Local councils are best placed to know how cycling and active travel can be improved in its own area. Each local authority should be required produce its own local cycling action plan with clear targets to increase cycling levels in line with the national target of 10%, using the existing cycling levels as a guideline. Funding to support this should be ring-fenced and councils required to report against their progress every year. As well as working towards a coherent joined up network (see point 2), plans should include integration with public transport, including buses and trains, making cycling a seamless and practical part of even longer journeys. Local authorities should take cyclists into account when drawing up their maintenance plans, with a duty to give equal consideration to off-road tracks and infrastructure when planning gritting, road cleaning and repairs. Resurfacing roads and fixing potholes should take cyclists’ needs into consideration as well as motorists.

Again a simple 'joined-up thinking' approach. Consideration, integration and infrastructure. Not a hotch-potch approach that leads to gaps that gape in the network in the country's towns and cities.

.five
improved road traffic law and enforcement

While acknowledging that road traffic law is effectively reserved to the UK Government, traffic law must do more to protect the most vulnerable road users such as cyclists, pedestrians, children and older people. The CAPS already includes a commitment to investigate the feasibility of introducing ‘strict liability’ – we would reiterate that this must not be sidelined. Restrictions on parking in bike lanes and on pavements should be strictly enforced and, given a lack of police action on these issues, those local authorities that have not requested decriminalisation of parking enforcement should be encouraged to do so. Where 20mph zones have been brought in they should be properly policed and sentencing must be appropriate when drivers cause harm.

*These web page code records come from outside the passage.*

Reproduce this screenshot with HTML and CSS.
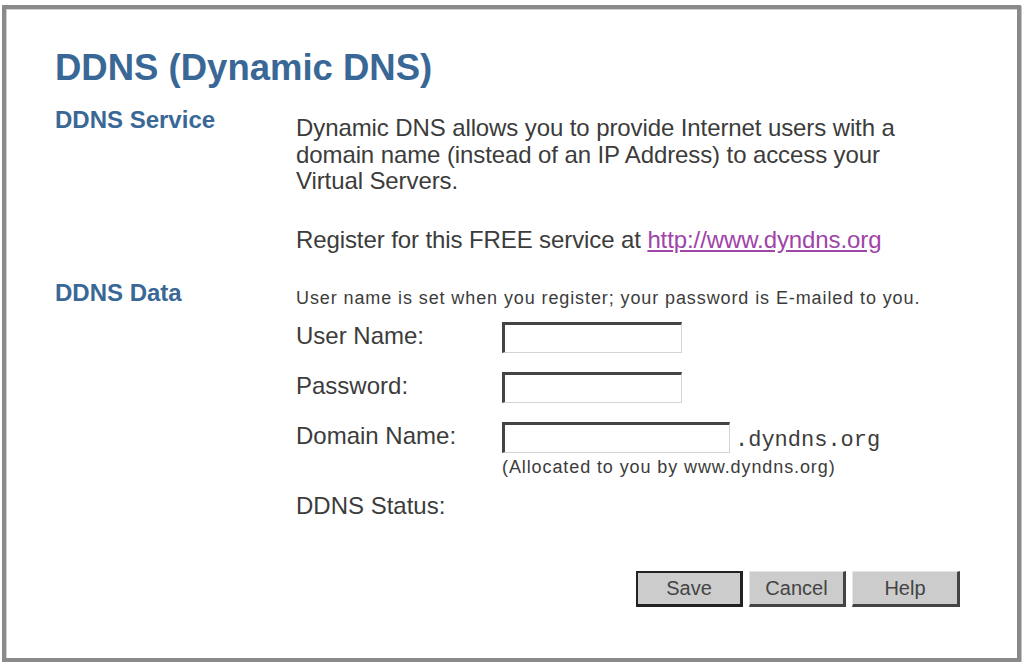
FILE: index.html
```html
<!DOCTYPE html>
<html>

<head>
    <meta charset="utf-8" />
    <title>DDNS (Dynamic DNS)</title>
    <link rel="stylesheet" href="styles.css">
</head>

<body>
    <div class="frame">
        <h1 class="title">DDNS (Dynamic DNS)</h1>

        <div class="section">
            <div class="label">DDNS Service</div>
            <div class="content">
                <p class="text">Dynamic DNS allows you to provide Internet users with a<br>domain name (instead of an IP Address) to access your<br>Virtual Servers.</p>
                <p class="text register">Register for this FREE service at <a href="#" class="link">http://www.dyndns.org</a></p>
            </div>
        </div>

        <div class="section data">
            <div class="label">DDNS Data</div>
            <div class="content">
                <p class="note">User name is set when you register; your password is E-mailed to you.</p>
                <div class="fields">
                    <div class="fieldName">User Name:</div>
                    <div class="fieldValue"><input class="box" type="text"></div>

                    <div class="fieldName">Password:</div>
                    <div class="fieldValue"><input class="box" type="password"></div>

                    <div class="fieldName">Domain Name:</div>
                    <div class="fieldValue">
                        <div class="domainRow"><input class="box wide" type="text"><span class="suffix">.dyndns.org</span></div>
                        <div class="hint">(Allocated to you by www.dyndns.org)</div>
                    </div>

                    <div class="fieldName status">DDNS Status:</div>
                    <div class="fieldValue"></div>
                </div>
            </div>
        </div>

        <div class="buttons">
            <button class="btn save">Save</button>
            <button class="btn cancel">Cancel</button>
            <button class="btn help">Help</button>
        </div>
    </div>
</body>

</html>
```

FILE: styles.css
```css
* {
    box-sizing: border-box;
}

h1,
p,
body,
div {
    margin: 0px;
    padding: 0px;
}

body {
    font-family: "Liberation Sans", Arial, sans-serif;
    background-color: #ffffff;
    color: #3c3c3c;
}

.frame {
    margin: 5px 5px 0px 2px;
    height: 657px;
    border: 4px solid #8a8a8a;
    box-shadow: inset 1px 1px 0px #d0d0d0, 1px 1px 0px #c4c4c4;
    padding: 37px 0px 0px 49px;
}

.title {
    font-size: 36.5px;
    font-weight: bold;
    color: #3a6896;
    line-height: 44px;
}

.section {
    display: flex;
    margin-top: 17px;
}

.label {
    width: 241px;
    font-size: 24px;
    font-weight: bold;
    color: #3a6896;
    line-height: 26px;
}

.content {
    flex: 1;
}

.text {
    font-size: 24px;
    line-height: 26.5px;
    padding-top: 8px;
    letter-spacing: -0.1px;
}

.register {
    padding-top: 32px;
}

.link {
    color: #a044a8;
}

.data {
    margin-top: 27px;
}

.note {
    font-size: 18px;
    line-height: 24px;
    padding-top: 6px;
    letter-spacing: 0.9px;
}

.fields {
    display: grid;
    grid-template-columns: 206px auto;
    row-gap: 19px;
    margin-top: 12px;
    font-size: 24px;
}

.fieldName {
    line-height: 28px;
}

.status {
    margin-top: -4px;
}

.box {
    width: 180px;
    height: 31px;
    border-style: solid;
    border-width: 3px 1px 1px 3px;
    border-color: #444444 #d4d4d4 #d4d4d4 #444444;
    background-color: #ffffff;
    display: block;
}

.wide {
    width: 228px;
}

.domainRow {
    display: flex;
    align-items: flex-end;
}

.suffix {
    font-family: "Liberation Mono", "Courier New", monospace;
    font-size: 22px;
    padding-left: 5px;
    line-height: 24px;
}

.hint {
    font-size: 18px;
    line-height: 20px;
    padding-top: 4px;
    letter-spacing: 0.9px;
}

.buttons {
    display: flex;
    gap: 6px;
    margin-top: 51px;
    margin-left: 581px;
}

.btn {
    width: 97px;
    height: 36px;
    padding: 0px;
    font-family: "Liberation Sans", Arial, sans-serif;
    font-size: 20px;
    color: #444444;
    background-color: #cccccc;
    border-style: solid;
    border-width: 1px 3px 3px 1px;
    border-color: #e6e6e6 #444444 #444444 #e6e6e6;
}

.save {
    width: 107px;
    border-width: 2px 3px 3px 2px;
    border-color: #222222;
}

.help {
    width: 108px;
}
```
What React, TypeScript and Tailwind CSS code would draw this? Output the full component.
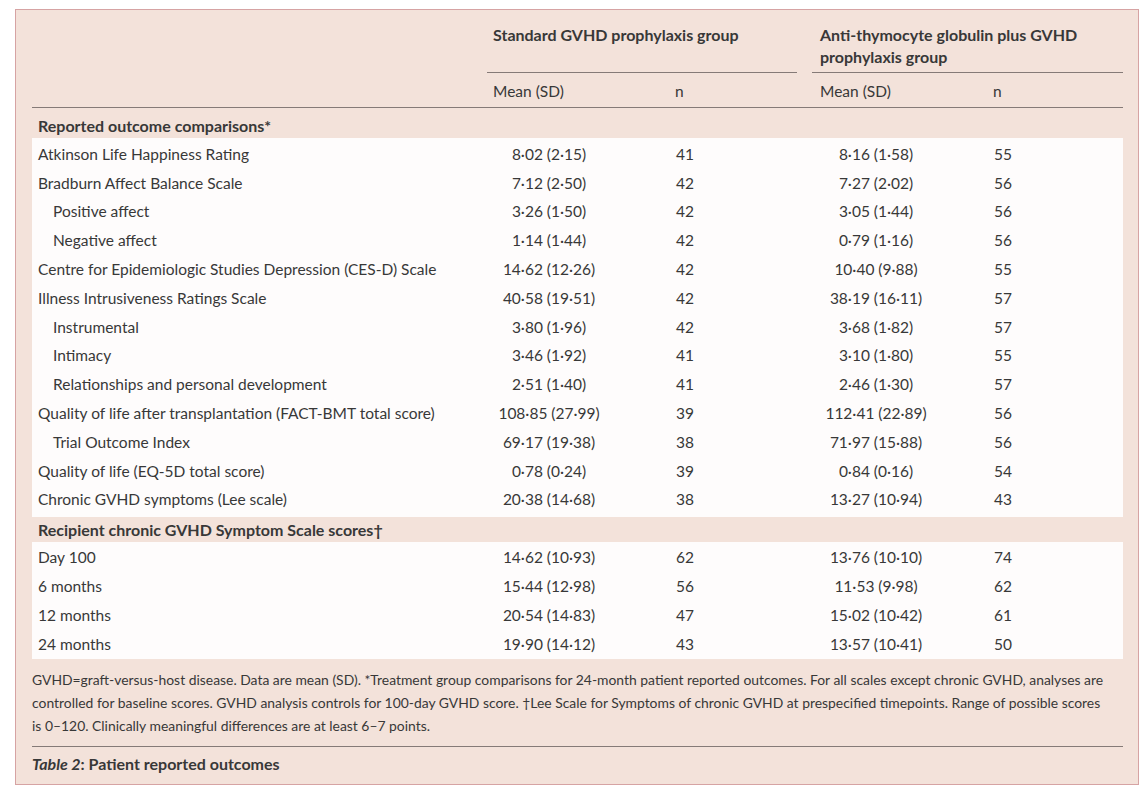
const rowsA: [string, string, string, string, string, boolean?][] = [
  ["Atkinson Life Happiness Rating", "8·02 (2·15)", "41", "8·16 (1·58)", "55"],
  ["Bradburn Affect Balance Scale", "7·12 (2·50)", "42", "7·27 (2·02)", "56"],
  ["Positive affect", "3·26 (1·50)", "42", "3·05 (1·44)", "56", true],
  ["Negative affect", "1·14 (1·44)", "42", "0·79 (1·16)", "56", true],
  ["Centre for Epidemiologic Studies Depression (CES-D) Scale", "14·62 (12·26)", "42", "10·40 (9·88)", "55"],
  ["Illness Intrusiveness Ratings Scale", "40·58 (19·51)", "42", "38·19 (16·11)", "57"],
  ["Instrumental", "3·80 (1·96)", "42", "3·68 (1·82)", "57", true],
  ["Intimacy", "3·46 (1·92)", "41", "3·10 (1·80)", "55", true],
  ["Relationships and personal development", "2·51 (1·40)", "41", "2·46 (1·30)", "57", true],
  ["Quality of life after transplantation (FACT-BMT total score)", "108·85 (27·99)", "39", "112·41 (22·89)", "56"],
  ["Trial Outcome Index", "69·17 (19·38)", "38", "71·97 (15·88)", "56", true],
  ["Quality of life (EQ-5D total score)", "0·78 (0·24)", "39", "0·84 (0·16)", "54"],
  ["Chronic GVHD symptoms (Lee scale)", "20·38 (14·68)", "38", "13·27 (10·94)", "43"],
];

const rowsB: [string, string, string, string, string][] = [
  ["Day 100", "14·62 (10·93)", "62", "13·76 (10·10)", "74"],
  ["6 months", "15·44 (12·98)", "56", "11·53 (9·98)", "62"],
  ["12 months", "20·54 (14·83)", "47", "15·02 (10·42)", "61"],
  ["24 months", "19·90 (14·12)", "43", "13·57 (10·41)", "50"],
];

function Row({ label, m1, n1, m2, n2, sub }: { label: string; m1: string; n1: string; m2: string; n2: string; sub?: boolean }) {
  return (
    <div className="flex h-[28.8px] items-center">
      <div className={`w-[455px] ${sub ? "pl-[21px]" : "pl-[6px]"}`}>{label}</div>
      <div className="w-[124px] text-center">{m1}</div>
      <div className="ml-[49px] w-[50px] text-center">{n1}</div>
      <div className="ml-[102px] w-[128px] text-center">{m2}</div>
      <div className="ml-[38px] w-[50px] text-center">{n2}</div>
    </div>
  );
}

export default function App() {
  return (
    <div className="min-h-[795px] bg-white pt-[9px] pl-[15px] font-['Lato',sans-serif] text-[#383838]">
      <div className="h-[776px] w-[1124px] border border-[#d6a3a3] bg-[#f3e2da] pl-[16px] pr-[15px] pt-[14px] text-[15.5px]">
        {/* group headers */}
        <div className="flex text-[16px] font-bold leading-[22px]">
          <div className="w-[455px]" />
          <div className="w-[310px] border-b-[1.5px] border-[#857a77] pb-[4px] pl-[6px]">
            Standard GVHD prophylaxis group
            <div>&nbsp;</div>
          </div>
          <div className="ml-[15px] flex-1 border-b-[1.5px] border-[#857a77] pb-[4px] pl-[8px]">
            Anti-thymocyte globulin plus GVHD
            <br />
            prophylaxis group
          </div>
        </div>

        <div className="flex border-b-[1.5px] border-[#857a77] pt-[7px] pb-[4px] leading-[23px]">
          <div className="w-[455px]" />
          <div className="w-[188px] pl-[6px]">Mean (SD)</div>
          <div className="w-[137px]">n</div>
          <div className="w-[181px] pl-[8px]">Mean (SD)</div>
          <div>n</div>
        </div>

        <div className="flex h-[30px] items-center pl-[6px] pt-[5px] text-[16px] font-bold">Reported outcome comparisons*</div>
        <div className="bg-[#fefcfc] pt-[2px] pb-[3px]">
          {rowsA.map((r) => (
            <Row key={r[0]} label={r[0]} m1={r[1]} n1={r[2]} m2={r[3]} n2={r[4]} sub={r[5]} />
          ))}
        </div>

        <div className="flex h-[25px] items-center pl-[6px] pt-[1px] text-[16px] font-bold">Recipient chronic GVHD Symptom Scale scores†</div>
        <div className="bg-[#fefcfc] pt-[1px]">
          {rowsB.map((r) => (
            <Row key={r[0]} label={r[0]} m1={r[1]} n1={r[2]} m2={r[3]} n2={r[4]} />
          ))}
        </div>

        <p className="mt-[9px] whitespace-nowrap text-[13.9px] leading-[23px]">
          GVHD=graft-versus-host disease. Data are mean (SD). *Treatment group comparisons for 24-month patient reported outcomes. For all scales except chronic GVHD, analyses are
          <br />
          controlled for baseline scores. GVHD analysis controls for 100-day GVHD score. †Lee Scale for Symptoms of chronic GVHD at prespecified timepoints. Range of possible scores
          <br />
          is 0–120. Clinically meaningful differences are at least 6–7 points.
        </p>

        <div className="mt-[9px] border-t-[1.5px] border-[#857a77] pt-[5px] text-[16px] font-bold leading-[23px]">
          <i>Table 2</i>: Patient reported outcomes
        </div>
      </div>
    </div>
  );
}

Let's get this straight, look at how seriously road traffic offences are taken, right down to derisory sentences for deaths caused by driving in a reckless manner, and you'll realise the 'war on the motorist' is the thing of myth and legend. It's often said, if you want to murder someone run them over in a car then claim you were blinded by the sun. This is sadly not too far away form being true.

.six
a comprehensive package to eliminate the risk of HGVs to cyclists and pedestrians

This is a pressing problem. Heavy lorries are associated with a disproportionately high risk of death or very serious injury to cyclists and pedestrians. Despite being just 6% of road traffic, lorries are involved in around 20% of all cyclists’ fatalities. CAPS already has targets for reducing cycling casualties but the onus must not just be on the cyclists to keep themselves safe. The Scottish government should engage with the UK Department of Transport with a view to developing a comprehensive package of measures to reduce the risk to cyclists and pedestrians, based on up to date evidence of what works. These might include better training, mirrors, sensors and warnings, or limitations on movements of large freight vehicles during the morning and evening peaks. Equally they might include complete redesign of junctions to remove conflict between bikes and lorries.

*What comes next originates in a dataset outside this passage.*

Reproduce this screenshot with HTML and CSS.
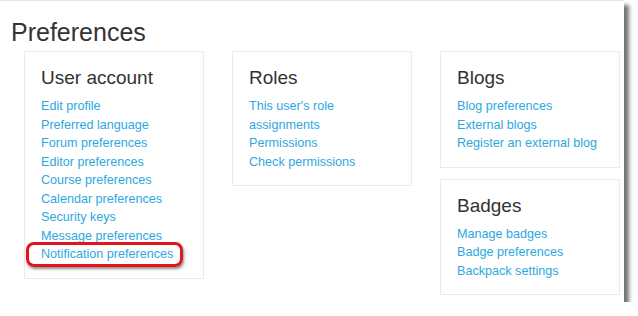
FILE: index.html
```html
<!DOCTYPE html>
<html lang="en">
<head>
  <meta charset="UTF-8">
  <title>Preferences</title>
  <link rel="stylesheet" href="styles.css">
</head>
<body>

<div class="frame">
  <h1>Preferences</h1>

  <div class="columns">
    <div class="card">
      <h3>User account</h3>
      <ul>
        <li><a href="#">Edit profile</a></li>
        <li><a href="#">Preferred language</a></li>
        <li><a href="#">Forum preferences</a></li>
        <li><a href="#">Editor preferences</a></li>
        <li><a href="#">Course preferences</a></li>
        <li><a href="#">Calendar preferences</a></li>
        <li><a href="#">Security keys</a></li>
        <li><a href="#">Message preferences</a></li>
        <li><a href="#" class="highlight">Notification preferences</a></li>
      </ul>
    </div>

    <div class="card">
      <h3>Roles</h3>
      <ul>
        <li><a href="#">This user's role assignments</a></li>
        <li><a href="#">Permissions</a></li>
        <li><a href="#">Check permissions</a></li>
      </ul>
    </div>

    <div class="stack">
      <div class="card">
        <h3>Blogs</h3>
        <ul>
          <li><a href="#">Blog preferences</a></li>
          <li><a href="#">External blogs</a></li>
          <li><a href="#">Register an external blog</a></li>
        </ul>
      </div>
      <div class="card">
        <h3>Badges</h3>
        <ul>
          <li><a href="#">Manage badges</a></li>
          <li><a href="#">Badge preferences</a></li>
          <li><a href="#">Backpack settings</a></li>
        </ul>
      </div>
    </div>
  </div>
</div>

</body>
</html>
```

FILE: styles.css
```css
body {
  margin: 0;
  background: #fff;
  font-family: "Liberation Sans", Arial, sans-serif;
}

.frame {
  width: 624px;
  height: 302px;
  box-sizing: border-box;
  background: #fff;
  border-top: 1px solid #e6e6e6;
  box-shadow: 5px 5px 4px rgba(0, 0, 0, 0.55);
}

h1 {
  margin: 0;
  padding: 16px 0 0 11px;
  font-size: 25px;
  line-height: 30px;
  font-weight: normal;
  color: #333;
}

.columns {
  display: flex;
  align-items: flex-start;
  gap: 28px;
  padding: 4px 0 0 24px;
}

.stack {
  display: flex;
  flex-direction: column;
  gap: 11px;
}

.card {
  width: 180px;
  box-sizing: border-box;
  border: 1px solid #ebebeb;
  padding: 15px 12px 14px 16px;
}

.card h3 {
  margin: 0 0 8px;
  font-size: 19px;
  line-height: 22px;
  font-weight: normal;
  color: #333;
}

.card ul {
  list-style: none;
  margin: 0;
  padding: 0;
}

.card li {
  font-size: 12.6px;
  line-height: 18.5px;
}

.card a {
  color: #2ea8e0;
  text-decoration: none;
}

/* red marker around the notification link */
.card a.highlight {
  position: relative;
  display: inline-block;
}

.card a.highlight::after {
  content: "";
  position: absolute;
  left: -15px;
  right: -10px;
  top: -3px;
  bottom: -3px;
  border: 3px solid #e3141c;
  border-radius: 8px;
  box-shadow: 1px 2px 3px rgba(0, 0, 0, 0.45);
}
```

There's a recognition that there are things that cyclists can do here to keep themselves safe, but the difference in fatality rates for trucks compared to normal traffic cannot (and is not) solely be down to the actions of cyclists. There must be a recognition that if we're going to elt large vehicles right into the centres of our towns (something which in a lot of European cities doesn't happenduring the day incidentally) then we need to make those vehicles as safe as possible, for everyone's sake.